On Sat, 2005-01-29 at 14:14 -0500, Jérôme Lemaître wrote:
> Hello alls,
> 
> I found in the literature a technique that has been evaluated as one of the
> more robust to assess statistically the significance of the loadings in a
> PCA: bootstrapping the eigenvector (Jackson, Ecology 1993, 74: 2204-2214;
> Peres-Neto and al. 2003. Ecology 84:2347-2363). However, I'm not able to
> transform by myself the following steps into a R program, yet?
> 
> Can someone could help me with this?
> 
> I thank you very much by advance.
> 
> Here are the steps that I need to perform:
> 1) Resample 1000 times with replacement entire raws from the original data
> sets (7 variables, 126 raws)
> 2) Conduct a PCA on each bootstrapped sample
> 3) To prevent axis reflexion and/or axis reordering in the bootstrap, here
> are two more steps for each bootstrapped sample
> 3a) calculate correlation matrix between the PCA scores of the original and
> those of the bootstrapped sample
> 3b) Examine whether the highest absolute correlation is between the
> corresponding axis for the original and bootstrapped samples.
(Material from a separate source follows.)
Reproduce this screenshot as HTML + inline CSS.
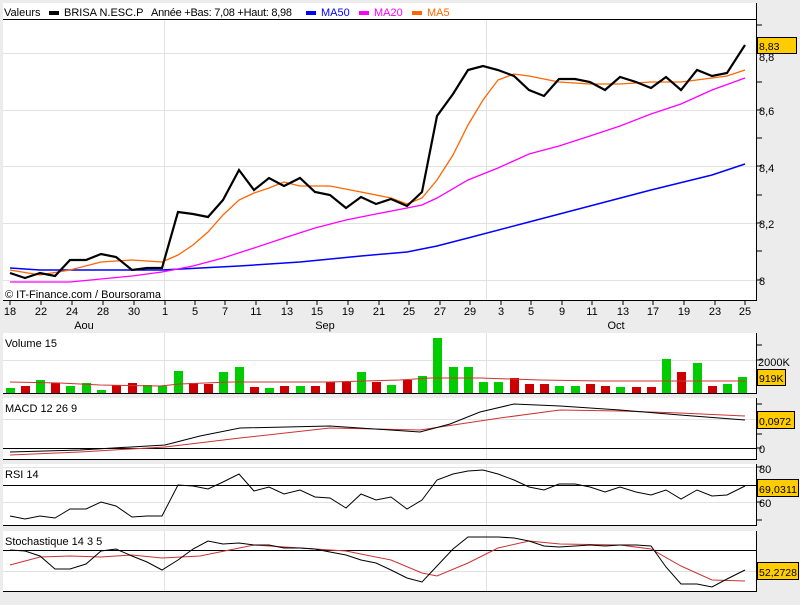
<!DOCTYPE html>
<html><head><meta charset="utf-8"><style>
body{margin:0;background:#ececec;width:800px;height:600px;overflow:hidden;font-family:"Liberation Sans",sans-serif}
svg text{font-family:"Liberation Sans",sans-serif;font-size:11px}
svg text.b{font-size:10.5px}
</style></head><body>
<svg width="800" height="600" xmlns="http://www.w3.org/2000/svg">
<rect width="800" height="600" fill="#ececec"/>
<rect x="3" y="3" width="753" height="297" fill="#fff"/>
<rect x="3" y="333" width="753" height="60" fill="#fff"/>
<rect x="3" y="398" width="753" height="61" fill="#fff"/>
<rect x="3" y="464" width="753" height="61" fill="#fff"/>
<rect x="3" y="531" width="753" height="60" fill="#fff"/>
<g stroke="#e2e2e2" stroke-width="1">
<line x1="164.5" y1="20" x2="164.5" y2="300"/><line x1="486.5" y1="20" x2="486.5" y2="300"/>
<line x1="3" y1="53.5" x2="756" y2="53.5"/><line x1="3" y1="110.5" x2="756" y2="110.5"/><line x1="3" y1="166.5" x2="756" y2="166.5"/><line x1="3" y1="223.5" x2="756" y2="223.5"/><line x1="3" y1="280.5" x2="756" y2="280.5"/>
<line x1="164.5" y1="333" x2="164.5" y2="393"/><line x1="486.5" y1="333" x2="486.5" y2="393"/>
<line x1="3" y1="360.5" x2="756" y2="360.5"/>
<line x1="164.5" y1="398" x2="164.5" y2="459"/><line x1="486.5" y1="398" x2="486.5" y2="459"/>
<line x1="3" y1="419.5" x2="756" y2="419.5"/>
<line x1="164.5" y1="464" x2="164.5" y2="525"/><line x1="486.5" y1="464" x2="486.5" y2="525"/>
<line x1="3" y1="467.5" x2="756" y2="467.5"/><line x1="3" y1="502.5" x2="756" y2="502.5"/>
<line x1="164.5" y1="531" x2="164.5" y2="591"/><line x1="486.5" y1="531" x2="486.5" y2="591"/>
<line x1="3" y1="571.5" x2="756" y2="571.5"/>
</g>
<g stroke="#000" stroke-width="1">
<line x1="3" y1="19.5" x2="756" y2="19.5"/>
<line x1="3" y1="300.5" x2="756" y2="300.5"/>
<line x1="3" y1="393.5" x2="756" y2="393.5"/>
<line x1="3" y1="448.5" x2="756" y2="448.5"/>
<line x1="3" y1="459.5" x2="756" y2="459.5"/>
<line x1="3" y1="485.5" x2="756" y2="485.5"/>
<line x1="3" y1="525.5" x2="756" y2="525.5"/>
<line x1="3" y1="550.5" x2="756" y2="550.5"/>
<line x1="3" y1="591.5" x2="756" y2="591.5"/>
<line x1="756.5" y1="3" x2="756.5" y2="301"/>
<line x1="756.5" y1="333" x2="756.5" y2="394"/>
<line x1="756.5" y1="398" x2="756.5" y2="460"/>
<line x1="756.5" y1="464" x2="756.5" y2="526"/>
<line x1="756.5" y1="531" x2="756.5" y2="592"/>
<path d="M756 25h6M756 53h6M756 82h6M756 110h6M756 138h6M756 166h6M756 195h6M756 223h6M756 251h6M756 280h6M756 345h6M756 360h6M756 378h6M756 404h6M756 419h6M756 434h6M756 448h6M756 467h6M756 485h6M756 502h6M756 520h6M756 571h6"/>
<path d="M10 300v5M41 300v5M72 300v5M103 300v5M134 300v5M165 300v5M195 300v5M225 300v5M256 300v5M287 300v5M317 300v5M348 300v5M379 300v5M409 300v5M440 300v5M470 300v5M501 300v5M531 300v5M562 300v5M592 300v5M623 300v5M653 300v5M684 300v5M715 300v5M745 300v5"/>
</g>
<text x="4" y="16">Valeurs</text>
<rect x="49" y="11" width="10" height="4" fill="#000"/>
<text x="64" y="16">BRISA N.ESC.P</text>
<text x="151" y="16" textLength="141">Année +Bas: 7,08 +Haut: 8,98</text>
<rect x="306" y="11" width="10" height="4" fill="#00f"/><text x="321" y="16" fill="#00f">MA50</text>
<rect x="359" y="11" width="10" height="4" fill="#f0f"/><text x="374" y="16" fill="#f0f">MA20</text>
<rect x="412" y="11" width="10" height="4" fill="#f60"/><text x="427" y="16" fill="#f60">MA5</text>
<text x="5" y="298" font-size="10">© IT-Finance.com / Boursorama</text>
<g text-anchor="middle">
<text x="10" y="315">18</text><text x="41" y="315">22</text><text x="72" y="315">24</text><text x="103" y="315">28</text><text x="134" y="315">30</text><text x="165" y="315">1</text><text x="195" y="315">5</text><text x="225" y="315">7</text><text x="256" y="315">11</text><text x="287" y="315">13</text><text x="317" y="315">15</text><text x="348" y="315">19</text><text x="379" y="315">21</text><text x="409" y="315">25</text><text x="440" y="315">27</text><text x="470" y="315">29</text><text x="501" y="315">3</text><text x="531" y="315">5</text><text x="562" y="315">9</text><text x="592" y="315">11</text><text x="623" y="315">13</text><text x="653" y="315">17</text><text x="684" y="315">19</text><text x="715" y="315">23</text><text x="745" y="315">25</text>
<text x="84" y="329">Aou</text><text x="325" y="329">Sep</text><text x="616" y="329">Oct</text>
</g>
<g>
<text x="759" y="61">8,8</text><text x="759" y="115">8,6</text><text x="759" y="172">8,4</text><text x="759" y="228">8,2</text><text x="759" y="285">8</text>
<text x="758" y="366">2000K</text><text x="759" y="453">0</text><text x="759" y="473">80</text><text x="759" y="507">60</text>
</g>
<text x="5" y="347">Volume 15</text>
<text x="5" y="412">MACD 12 26 9</text>
<text x="5" y="478">RSI 14</text>
<text x="5" y="545">Stochastique 14 3 5</text>
<polyline fill="none" stroke="#00f" stroke-width="1.5" points="10,268 40,270 101,270 162,270 239,266 300,262 361,256 407,252 437,246 468,238 529,222 590,206 651,190 712,175 745,164"/>
<polyline fill="none" stroke="#f0f" stroke-width="1.3" points="10,282 70,282 132,276 162,272 193,266 223,258 254,248 284,238 315,228 346,220 376,214 407,208 422,205 437,198 468,180 498,168 529,154 559,146 590,136 620,126 651,114 681,104 712,90 745,78"/>
<polyline fill="none" stroke="#f60" stroke-width="1.3" points="10,270 40,275 70,270 101,262 132,260 162,262 178,255 193,245 208,232 223,215 239,200 254,193 269,188 284,182 300,186 330,186 361,192 391,198 407,204 422,198 437,180 453,155 468,125 483,100 498,80 514,74 529,76 559,82 590,84 620,84 651,82 681,82 712,78 727,76 745,70"/>
<polyline fill="none" stroke="#000" stroke-width="2.2" points="10,273 25,278 40,273 55,276 70,260 86,260 101,254 116,257 132,270 147,268 162,268 178,212 193,214 208,217 223,200 239,170 254,190 269,178 284,186 300,178 315,192 330,195 346,208 361,197 376,204 391,199 407,206 422,192 437,116 453,94 468,70 483,66 498,70 514,76 529,90 544,96 559,79 575,79 590,82 605,90 620,77 636,82 651,88 666,77 681,90 697,70 712,76 727,73 745,45"/>
<g>
<rect x="6" y="388" width="9" height="5" fill="#0c0"/><rect x="21" y="386" width="9" height="7" fill="#c00"/><rect x="36" y="380" width="9" height="13" fill="#0c0"/><rect x="51" y="383" width="9" height="10" fill="#c00"/><rect x="66" y="386" width="9" height="7" fill="#0c0"/><rect x="82" y="383" width="9" height="10" fill="#0c0"/><rect x="97" y="390" width="9" height="3" fill="#0c0"/><rect x="112" y="385" width="9" height="8" fill="#c00"/><rect x="128" y="383" width="9" height="10" fill="#c00"/><rect x="143" y="385" width="9" height="8" fill="#0c0"/><rect x="158" y="386" width="9" height="7" fill="#0c0"/><rect x="174" y="371" width="9" height="22" fill="#0c0"/><rect x="189" y="383" width="9" height="10" fill="#c00"/><rect x="204" y="384" width="9" height="9" fill="#c00"/><rect x="219" y="372" width="9" height="21" fill="#0c0"/><rect x="235" y="367" width="9" height="26" fill="#0c0"/><rect x="250" y="387" width="9" height="6" fill="#c00"/><rect x="265" y="388" width="9" height="5" fill="#0c0"/><rect x="280" y="386" width="9" height="7" fill="#c00"/><rect x="296" y="386" width="9" height="7" fill="#0c0"/><rect x="311" y="386" width="9" height="7" fill="#c00"/><rect x="326" y="382" width="9" height="11" fill="#c00"/><rect x="342" y="382" width="9" height="11" fill="#c00"/><rect x="357" y="372" width="9" height="21" fill="#0c0"/><rect x="372" y="382" width="9" height="11" fill="#c00"/><rect x="387" y="385" width="9" height="8" fill="#0c0"/><rect x="403" y="380" width="9" height="13" fill="#c00"/><rect x="418" y="376" width="9" height="17" fill="#0c0"/><rect x="433" y="338" width="9" height="55" fill="#0c0"/><rect x="449" y="367" width="9" height="26" fill="#0c0"/><rect x="464" y="367" width="9" height="26" fill="#0c0"/><rect x="479" y="382" width="9" height="11" fill="#0c0"/><rect x="494" y="382" width="9" height="11" fill="#0c0"/><rect x="510" y="378" width="9" height="15" fill="#c00"/><rect x="525" y="384" width="9" height="9" fill="#c00"/><rect x="540" y="384" width="9" height="9" fill="#c00"/><rect x="555" y="386" width="9" height="7" fill="#0c0"/><rect x="571" y="386" width="9" height="7" fill="#0c0"/><rect x="586" y="384" width="9" height="9" fill="#c00"/><rect x="601" y="386" width="9" height="7" fill="#c00"/><rect x="616" y="387" width="9" height="6" fill="#0c0"/><rect x="632" y="387" width="9" height="6" fill="#c00"/><rect x="647" y="387" width="9" height="6" fill="#c00"/><rect x="662" y="359" width="9" height="34" fill="#0c0"/><rect x="677" y="372" width="9" height="21" fill="#c00"/><rect x="693" y="363" width="9" height="30" fill="#0c0"/><rect x="708" y="386" width="9" height="7" fill="#c00"/><rect x="723" y="384" width="9" height="9" fill="#0c0"/><rect x="738" y="377" width="9" height="16" fill="#0c0"/>
</g>
<polyline fill="none" stroke="#c33" stroke-width="1" points="10,382 60,383 100,385 160,386 180,384 230,382 330,382 400,380 430,378 480,378 540,380 600,381 660,381 670,381 745,381"/>
<polyline fill="none" stroke="#c33" stroke-width="1" points="10,455 80,452 165,447 240,438 330,428 420,430 500,418 560,410 620,411 680,413 745,416"/>
<polyline fill="none" stroke="#000" stroke-width="1" points="10,452 80,450 165,445 200,436 240,428 330,426 420,432 450,424 480,412 514,404 560,406 620,410 680,415 745,420"/>
<polyline fill="none" stroke="#000" stroke-width="1" points="10,516 25,519 40,516 55,518 70,509 86,509 101,502 116,506 132,517 147,516 162,516 178,485 193,486 208,489 223,482 239,474 254,491 269,487 284,494 300,490 315,497 330,498 346,508 361,494 376,500 391,497 407,509 422,500 437,480 453,474 468,471 483,470 498,474 514,480 529,487 544,490 559,484 575,484 590,487 605,492 620,487 636,492 651,495 666,490 681,499 697,490 712,496 727,495 745,486"/>
<polyline fill="none" stroke="#c33" stroke-width="1" points="10,565 40,557 70,556 101,557 132,555 162,558 200,556 254,545 300,548 346,551 391,560 422,573 437,576 468,563 498,548 529,541 560,544 620,545 651,549 681,566 712,580 745,581"/>
<polyline fill="none" stroke="#000" stroke-width="1" points="10,550 25,551 40,556 55,569 70,569 86,564 101,551 116,549 132,556 147,562 162,570 178,560 193,549 208,541 223,544 239,543 254,545 269,545 284,548 300,548 315,549 330,552 346,555 361,560 376,563 391,570 407,578 422,582 437,566 453,549 468,537 483,537 498,537 514,538 529,541 544,546 559,547 575,546 590,545 605,546 620,545 636,545 651,546 666,567 681,584 697,584 712,587 727,579 745,570"/>
<g stroke="#000" stroke-width="1" fill="#ffcc00">
<rect x="757.5" y="37.5" width="39" height="16"/>
<rect x="757.5" y="369.5" width="28" height="16"/>
<rect x="757.5" y="411.5" width="37" height="17"/>
<rect x="757.5" y="479.5" width="41" height="17"/>
<rect x="757.5" y="562.5" width="41" height="17"/>
</g>
<text class="b" x="759" y="50">8,83</text>
<text class="b" x="759" y="382">919K</text>
<text class="b" x="759" y="425">0,0972</text>
<text class="b" x="759" y="493" textLength="38">69,0311</text>
<text class="b" x="759" y="576" textLength="38">52,2728</text>
</svg>
</body></html>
When it is not
> the case, reorder the eigenvectors. This means that if the highest
> correlation is between the first original axis and the second bootstrapped
> axis, the loadings for the second bootstrapped axis and use to estimate the
> confidence interval for the original first PC axis.
> 4) Determine the p value for each loading. Obtained as follow: number of
> loadings >=0 for loadings that were positive in the original matrix divided
> by the number of boostrap samples (1000) and/or number of loadings =<0 for
> loadings that were negative in the original matrix divided by the number of
> boostrap samples (1000).
> 
The following function seems to run the analysis like Peres-Neto and
others defined:

> netoboot
function (x, permutations=1000, ...)
{
   pcnull <- princomp(x, ...)
   res <- pcnull$loadings
   out <- matrix(0, nrow=nrow(res), ncol=ncol(res))
   N <- nrow(x)
   for (i in 1:permutations) {
       pc <- princomp(x[sample(N, replace=TRUE), ], ...)
       pred <- predict(pc, newdata = x)
       r <-  cor(pcnull$scores, pred)
       k <- apply(abs(r), 2, which.max)
       reve <- sign(diag(r[k,]))
       sol <- pc$loadings[ ,k]
       sol <- sweep(sol, 2, reve, "*")
       out <- out + ifelse(res > 0, sol <=  0, sol >= 0)
   }
   out/permutations
}

With typical chemical data, you should pass option cor = TRUE to
princomp. Another issue is whether you should use this method. Opinions
may be divided here, but I'll let that to the proper Statistician to
comment on.

Best wishes, Jari Oksanen

-- 
Jari Oksanen <jarioksa at sun3.oulu.fi>